Why I’m Not Going to Chick-Fil-A Today

This post is about Chick-Fil-A (sort of).  Today, August 1, is Chick-Fil-A Appreciation Day, according to Mike Huckabee.  Neat.  As good Christians, we’re all going to head down to the local Chick-Fil-A and eat a chicken sandwich and some waffle fries in the name of religious liberty.

But it’s really not about that, is it?

Mike Huckabee’s Facebook event would be comical if it weren’t so…infuriating.

This is about taking “our” country back.

It’s about standing up for “our” values.

It’s about standing up for “our” rights.

It’s about defining what’s “ours” and, more importantly, not “theirs.”

Look, I support the traditional definition of marriage 100%.  Anybody that knows me knows that.  I’m a southern, reformed, conservative, presbyterian, Christian (really all those other labels are unnecessary I’m just trying to prove a point here).  I support Dan Cathy’s right to say what he believes and I support Chick-Fil-A’s right to donate to whatever cause they choose, just like I support anyone’s right to peacefully protest the company, just like I support Google or Amazon or Apple (all 3 companies that are staunch gay-rights advocates) to donate to whatever cause they choose.  To quote Buster Bluth “I don’t agree with your dirty doings here, but I will defend with my life your right to do it!”  That’s why I hate this language of “we’re taking ‘our’ country back!”  Guess what?  It’s their country too! (whoever they may be, unless they’re…you know…not American or something)

But whenever I see something like this, I have to wonder what’s really going on.  Does drawing more lines in the sand really help?  I mean, who are we taking “our” country back from?  Whose values are “we” standing against?

My question is this – what does it say to your homosexual neighbor to be waving something like this in their face?  It’s the same kind of thing as putting up a “Support Amendment [insert generic pro traditional marriage amendment number]” at your house or at your church.  Yeah, you’re taking a stand, but what’s it really saying?

All I know is this – if I were a homosexual or were struggling with homosexual feelings, and my Christian neighbor put up a sign like that or was up in arms about Chick-Fil-A Appreciation Day or whatever, they’d probably be the last person I wanted to talk to.  And that’s an opportunity we are missing out on, all because we have to draw these lines in the sand that mean…well…nothing.   Like I said, I stand for traditional marriage.  But I don’t feel like that is something anyone that knows me, gay or straight, doesn’t already know.  So let’s talk about something else, ok?  My desire in life, my desire as an aspiring pastor and campus minister is not to see gay students made straight – it’s to see sinners come to know Christ.  Period.  The process of sanctification takes care of that other stuff.

This is a matter of conscience, and it’s simply the reason I’m not participating in CFA Appreciation Day.  I appreciate them enough as it is.  But I feel like this is one of those things that’s unnecessarily confrontational.  And it’s a matter of conscience, simply put.  I’m not trying to tell anyone else what they should do, I’m just asking y’all to think about what you’re saying.  What message you’re sending, and the ramifications of that message.

That said, I’ll probably go to CFA Thursday.  I love that place.


16 thoughts on “Why I’m Not Going to Chick-Fil-A Today

  1. Anonymous says:

    If you remember at the beginning of this controversy, all Mr.
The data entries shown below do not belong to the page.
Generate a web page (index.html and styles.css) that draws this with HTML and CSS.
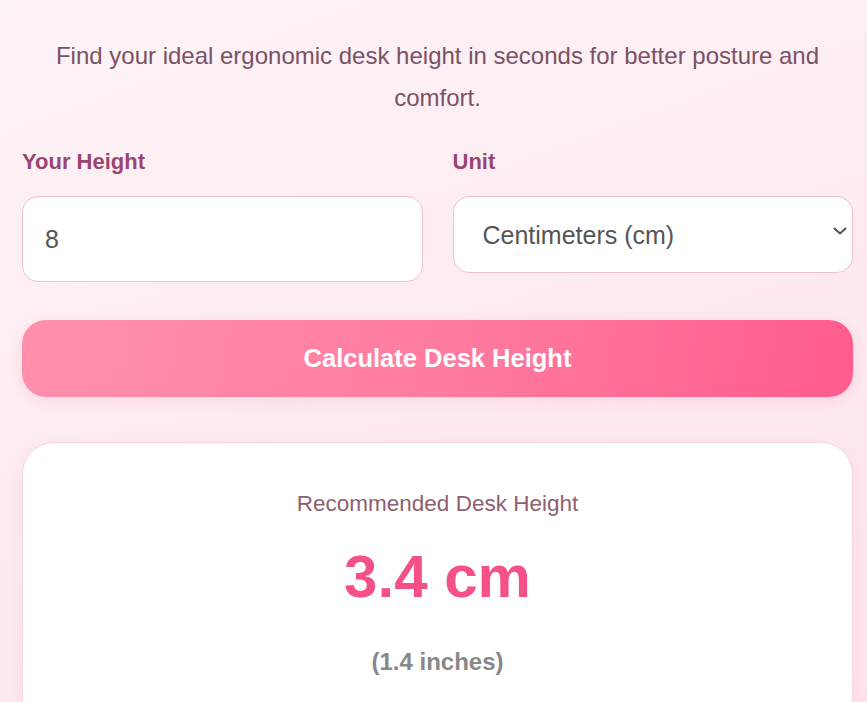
FILE: index.html
```html
<!DOCTYPE html>
<html lang="en">
<head>
    <meta charset="UTF-8">
    <meta name="viewport" content="width=device-width, initial-scale=1.0">
    <title>Desk Height Calculator</title>
    <link rel="stylesheet" href="styles.css">
</head>
<body>
    <div class="container">
        <p class="subtitle">Find your ideal ergonomic desk height in seconds for better posture and comfort.</p>

        <!-- Inputs -->
        <div class="form-row">
            <div class="field">
                <label for="height">Your Height</label>
                <input type="number" id="height" value="8">
            </div>
            <div class="field">
                <label for="unit">Unit</label>
                <div class="select-wrap">
                    <select id="unit">
                        <option value="cm" selected>Centimeters (cm)</option>
                        <option value="in">Inches (in)</option>
                    </select>
                    <svg class="chevron" width="14" height="8" viewBox="0 0 14 8">
                        <path d="M1.5 1.5 L7 6.5 L12.5 1.5" fill="none" stroke="#555" stroke-width="2" stroke-linecap="round" stroke-linejoin="round"/>
                    </svg>
                </div>
            </div>
        </div>

        <button class="btn-calc" id="calcBtn">Calculate Desk Height</button>

        <!-- Result -->
        <div class="result" id="result">
            <p class="result-label">Recommended Desk Height</p>
            <p class="result-value" id="resultValue">3.4 cm</p>
            <p class="result-alt" id="resultAlt">(1.4 inches)</p>
        </div>
    </div>
</body>
</html>
```

FILE: styles.css
```css
* {
    box-sizing: border-box;
    margin: 0;
    padding: 0;
}

body {
    font-family: 'Liberation Sans', Arial, sans-serif;
    min-height: 100vh;
    background: linear-gradient(160deg, #fdf4f8 0%, #fde9f0 60%, #fde3ec 100%);
    overflow: hidden;
}

.container {
    padding: 35px 14px 0 22px;
}

.subtitle {
    font-size: 24px;
    line-height: 1.75;
    color: #7a5164;
    text-align: center;
    margin-bottom: 30px;
}

.form-row {
    display: grid;
    grid-template-columns: 1fr 1fr;
    gap: 30px;
    align-items: start;
}

.field label {
    display: block;
    font-size: 22px;
    font-weight: bold;
    color: #9a4570;
    margin-bottom: 21px;
}

.field input,
.field select {
    width: 100%;
    font-family: inherit;
    font-size: 25px;
    color: #555;
    background-color: #fff;
    border: 1px solid #ecc2d2;
    border-radius: 16px;
    outline: none;
}

.field input {
    height: 86px;
    padding: 0 22px;
}

.select-wrap {
    position: relative;
}

.field select {
    appearance: none;
    -webkit-appearance: none;
    height: 77px;
    padding: 0 50px 0 29px;
}

.chevron {
    position: absolute;
    right: 6px;
    top: 31px;
    pointer-events: none;
}

.btn-calc {
    display: block;
    width: 100%;
    height: 77px;
    margin-top: 38px;
    border: none;
    border-radius: 24px;
    background: linear-gradient(100deg, #ff90ad 0%, #ff7ca0 50%, #ff5c8d 100%);
    color: #fff;
    font-family: inherit;
    font-size: 25.5px;
    font-weight: bold;
    box-shadow: 0 4px 14px rgba(255, 92, 141, 0.15);
    cursor: pointer;
}

.result {
    margin-top: 45px;
    background-color: #fff;
    border: 1px solid #f7d6e1;
    border-radius: 32px;
    padding: 48px 20px 60px;
    text-align: center;
    box-shadow: 0 4px 18px rgba(240, 150, 180, 0.12);
}

.result-label {
    font-size: 22.5px;
    color: #8e5f70;
    margin-bottom: 25px;
}

.result-value {
    font-size: 60px;
    font-weight: bold;
    color: #f5508a;
    margin-bottom: 37px;
}

.result-alt {
    font-size: 24px;
    font-weight: bold;
    color: #888;
}
```
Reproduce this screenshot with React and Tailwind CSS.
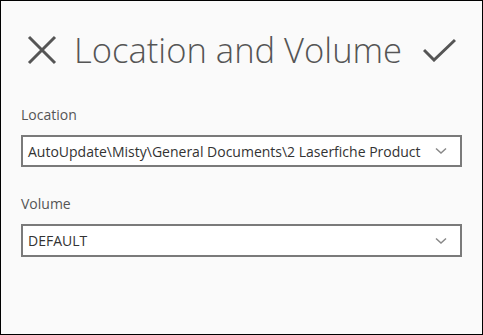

Cathy done was publicly state in conversation that he supports traditional marriage. So for me it is not about being against anyone. It is about being able to speak freely by our constitutional right. Just like when you say you believe in God. It is the gay rights activist that brought on the protesting/boycotting. It is more about supporting a company that does a great job everyday to everyone that comes in the door with great service. I ate Chick fil a today because of their service and good food. Frankly I want to do my part to keep the business open when others might be trying to shut them down. Perhaps if they see the way it backfired, they will stop doing this to others.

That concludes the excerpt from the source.